Common failure modes — and how to avoid them
People underestimate human error. Paper fades, ink runs, printers get jammed, family members throw out notes. Also, passphrases forgotten are worse than lost devices. A mis-typed passphrase is indistinguishable from a different wallet. So: document processes (not the seed), label where backups live, and use mnemonic reminders that don’t reveal the passphrase outright.
Another trap: software supply chain attacks. Always verify firmware fingerprints and download software from official sources. If you route through Tor, ensure you’re not bypassing certificate checks or accepting odd warnings just to get connectivity working. Those are red flags.
FAQ
Can I recover my coins if I lose my Trezor?
Yes — as long as you have the recovery seed and any passphrase used. Restore the seed words on a compatible hardware wallet or a trusted recovery tool (preferably another hardware device). Without the seed (or if you lose the passphrase), funds are effectively unrecoverable.
Should I use a passphrase?
Use it if you need plausible deniability or separate hidden accounts. Don’t use it if you’re likely to forget it.
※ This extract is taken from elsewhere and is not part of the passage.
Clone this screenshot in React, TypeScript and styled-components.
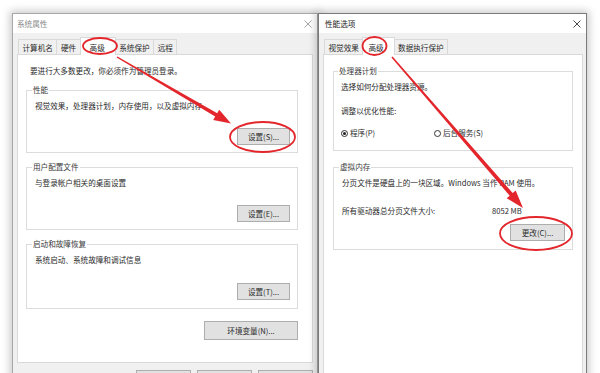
import React from "react";
import styled, { createGlobalStyle } from "styled-components";

const GlobalStyle = createGlobalStyle`
  html, body { margin: 0; padding: 0; background: #fff; }
  body { font-family: "Noto Sans CJK SC", "Noto Sans", sans-serif; }
`;

const Page = styled.div`
  position: relative;
  width: 600px;
  height: 373px;
  overflow: hidden;
  background: #fff;
  display: flex;
  align-items: flex-start;
  padding: 13px 0 0 12px;
  box-sizing: border-box;
  font-size: 7.6px;
  color: #2a2a2a;
`;

const Window = styled.div<{ $w: number; $active?: boolean }>`
  position: relative;
  z-index: ${(p) => (p.$active ? 2 : 1)};
  flex: none;
  width: ${(p) => p.$w}px;
  height: 385px;
  box-sizing: border-box;
  border: 1px solid ${(p) => (p.$active ? "#7a7a7a" : "#a8a8a8")};
  background: #f0f0f0;
  box-shadow: 0 0 8px 2px rgba(0, 0, 0, 0.22);
  display: flex;
  flex-direction: column;
`;

const TitleBar = styled.div<{ $active?: boolean }>`
  height: 19px;
  flex: none;
  background: #fff;
  display: flex;
  align-items: center;
  justify-content: space-between;
  padding: 0 5px 0 ${(p) => (p.$active ? 6 : 4)}px;
  color: ${(p) => (p.$active ? "#222" : "#8a8a8a")};
  line-height: 12px;
`;

const Body = styled.div<{ $pr: number }>`
  flex: 1;
  display: flex;
  flex-direction: column;
  padding: 4px ${(p) => p.$pr}px 10px 4px;
  min-height: 0;
`;

const TabStrip = styled.div`
  display: flex;
  align-items: flex-end;
  height: 18px;
  padding-left: 1px;
  margin-bottom: -1px;
  position: relative;
  z-index: 1;
  flex: none;
`;

const Tab = styled.div<{ $active?: boolean; $pl?: number }>`
  height: ${(p) => (p.$active ? 18 : 16)}px;
  box-sizing: border-box;
  display: flex;
  align-items: center;
  padding: ${(p) => (p.$active ? `1px 10px 0 ${p.$pl ?? 9}px` : "0 3.5px")};
  border: 1px solid #d9d9d9;
  border-bottom: ${(p) => (p.$active ? "none" : "1px solid #d9d9d9")};
  background: ${(p) => (p.$active ? "#fff" : "#f0f0f0")};
  margin-left: -1px;
  white-space: nowrap;
  &:first-child { margin-left: 0; }
`;

const Panel = styled.div<{ $pl: number; $pr: number }>`
  flex: 1;
  background: #fff;
  border: 1px solid #d9d9d9;
  padding: 10px ${(p) => p.$pr}px 0 ${(p) => p.$pl}px;
  display: flex;
  flex-direction: column;
  min-height: 0;
`;

const Line = styled.div<{ $mt?: number; $ml?: number }>`
  line-height: 12px;
  white-space: nowrap;
  margin-top: ${(p) => p.$mt ?? 0}px;
  margin-left: ${(p) => p.$ml ?? 0}px;
`;

const Group = styled.fieldset<{ $mt?: number; $pb?: number; $pl?: number }>`
  margin: ${(p) => p.$mt ?? 0}px 0 0 0;
  padding: 4px 7px ${(p) => p.$pb ?? 7}px ${(p) => p.$pl ?? 8}px;
  border: 1px solid #dcdcdc;
  min-width: 0;
`;

const Legend = styled.legend`
  padding: 0 1px;
  margin-left: -3px;
  line-height: 12px;
  color: #3a3a3a;
`;

const ButtonRow = styled.div<{ $mt: number }>`
  display: flex;
  justify-content: flex-end;
  gap: 6px;
  margin-top: ${(p) => p.$mt}px;
`;

const Button = styled.div<{ $w: number; $h?: number }>`
  width: ${(p) => p.$w}px;
  height: ${(p) => p.$h ?? 17}px;
  box-sizing: border-box;
  border: 1px solid #adadad;
  background: #e1e1e1;
  display: flex;
  align-items: center;
  justify-content: center;
  white-space: nowrap;
  flex: none;
`;

const RadioRow = styled.div`
  display: flex;
  align-items: center;
  margin-top: 10px;
  line-height: 12px;
`;

const RadioItem = styled.label<{ $w?: number }>`
  display: flex;
  align-items: center;
  gap: 2px;
  width: ${(p) => (p.$w ? `${p.$w}px` : "auto")};
`;

const RadioDot = styled.span<{ $on?: boolean }>`
  width: 7px;
  height: 7px;
  box-sizing: border-box;
  border-radius: 50%;
  border: 1px solid #333;
  display: flex;
  align-items: center;
  justify-content: center;
  &::after {
    content: "";
    width: 3px;
    height: 3px;
    border-radius: 50%;
    background: ${(p) => (p.$on ? "#222" : "transparent")};
  }
`;

const ValueRow = styled.div`
  display: flex;
  line-height: 12px;
  margin-top: 16px;
`;

const ValueLabel = styled.span`
  width: 150px;
  flex: none;
`;

const Overlay = styled.svg`
  position: absolute;
  left: 0;
  top: 0;
  width: 600px;
  height: 373px;
  z-index: 10;
  pointer-events: none;
`;

function CloseIcon({ color }: { color: string }) {
  return (
    <svg width="8" height="8" viewBox="0 0 8 8">
      <path d="M0.5 0.5 L7.5 7.5 M7.5 0.5 L0.5 7.5" stroke={color} strokeWidth="0.9" />
    </svg>
  );
}

const RED = "#e3262c";

export default function App() {
  return (
    <>
      <GlobalStyle />
      <Page>
        <Window $w={306}>
          <TitleBar>
            <span>系统属性</span>
            <CloseIcon color="#999" />
          </TitleBar>
          <Body $pr={4}>
            <TabStrip>
              <Tab>计算机名</Tab>
              <Tab>硬件</Tab>
              <Tab $active>高级</Tab>
              <Tab>系统保护</Tab>
              <Tab>远程</Tab>
            </TabStrip>
            <Panel $pl={8} $pr={14}>
              <Line $ml={4}>要进行大多数更改，你必须作为管理员登录。</Line>
              <Group $mt={7}>
                <Legend>性能</Legend>
                <Line>视觉效果，处理器计划，内存使用，以及虚拟内存</Line>
                <ButtonRow $mt={16}>
                  <Button $w={53}>设置(S)...</Button>
                </ButtonRow>
              </Group>
              <Group $mt={8}>
                <Legend>用户配置文件</Legend>
                <Line>与登录帐户相关的桌面设置</Line>
                <ButtonRow $mt={16}>
                  <Button $w={53}>设置(E)...</Button>
                </ButtonRow>
              </Group>
              <Group $mt={8} $pb={8}>
                <Legend>启动和故障恢复</Legend>
                <Line>系统启动、系统故障和调试信息</Line>
                <ButtonRow $mt={17}>
                  <Button $w={53}>设置(T)...</Button>
                </ButtonRow>
              </Group>
              <ButtonRow $mt={12}>
                <Button $w={94} $h={19}>环境变量(N)...</Button>
              </ButtonRow>
            </Panel>
            <ButtonRow $mt={7}>
              <Button $w={55} />
              <Button $w={55} />
              <Button $w={55} />
            </ButtonRow>
          </Body>
        </Window>

        <Window $w={269} $active>
          <TitleBar $active>
            <span>性能选项</span>
            <CloseIcon color="#333" />
          </TitleBar>
          <Body $pr={3}>
            <TabStrip>
              <Tab>视觉效果</Tab>
              <Tab $active $pl={5}>高级</Tab>
              <Tab>数据执行保护</Tab>
            </TabStrip>
            <Panel $pl={9} $pr={9}>
              <Group $pl={7} $pb={11}>
                <Legend>处理器计划</Legend>
                <Line>选择如何分配处理器资源。</Line>
                <Line $mt={12}>调整以优化性能:</Line>
                <RadioRow>
                  <RadioItem $w={93}>
                    <RadioDot $on />
                    程序(P)
                  </RadioItem>
                  <RadioItem>
                    <RadioDot />
                    后台服务(S)
                  </RadioItem>
                </RadioRow>
              </Group>
              <Group $mt={10} $pl={8} $pb={8}>
                <Legend>虚拟内存</Legend>
                <Line>分页文件是硬盘上的一块区域。Windows 当作 RAM 使用。</Line>
                <ValueRow>
                  <ValueLabel>所有驱动器总分页文件大小:</ValueLabel>
                  <span>8052 MB</span>
                </ValueRow>
                <ButtonRow $mt={7}>
                  <Button $w={55}>更改(C)...</Button>
                </ButtonRow>
              </Group>
            </Panel>
          </Body>
        </Window>

        <Overlay viewBox="0 0 600 373">
          <g fill="none" stroke={RED} strokeWidth="1.8">
            <ellipse cx="100" cy="46" rx="17" ry="8" />
            <ellipse cx="262.5" cy="137" rx="32.5" ry="15" />
            <ellipse cx="374.5" cy="46" rx="12" ry="9" />
            <ellipse cx="536" cy="233.5" rx="36" ry="16.5" />
          </g>
          <g fill={RED}>
            <polygon points="116.6,57.6 215.2,116.6 213.2,120.1 231,123.5 219.2,109.7 217.2,113.2 117.4,56.4" />
            <polygon points="391.4,57.5 509.7,195.7 506.7,198.3 523,208 515.7,190.5 512.7,193.1 392.6,56.5" />
          </g>
        </Overlay>
      </Page>
    </>
  );
}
If you enable it, treat the passphrase as an additional secret that must be backed up securely (but never stored with the seed).
Is Tor enough to make my transactions private?
Tor helps hide your IP and reduces network-level linking, but on-chain privacy requires other techniques: coin selection, coinjoins, using separate addresses, and ideally connecting through your own node. Tor is one important layer, not the whole stack.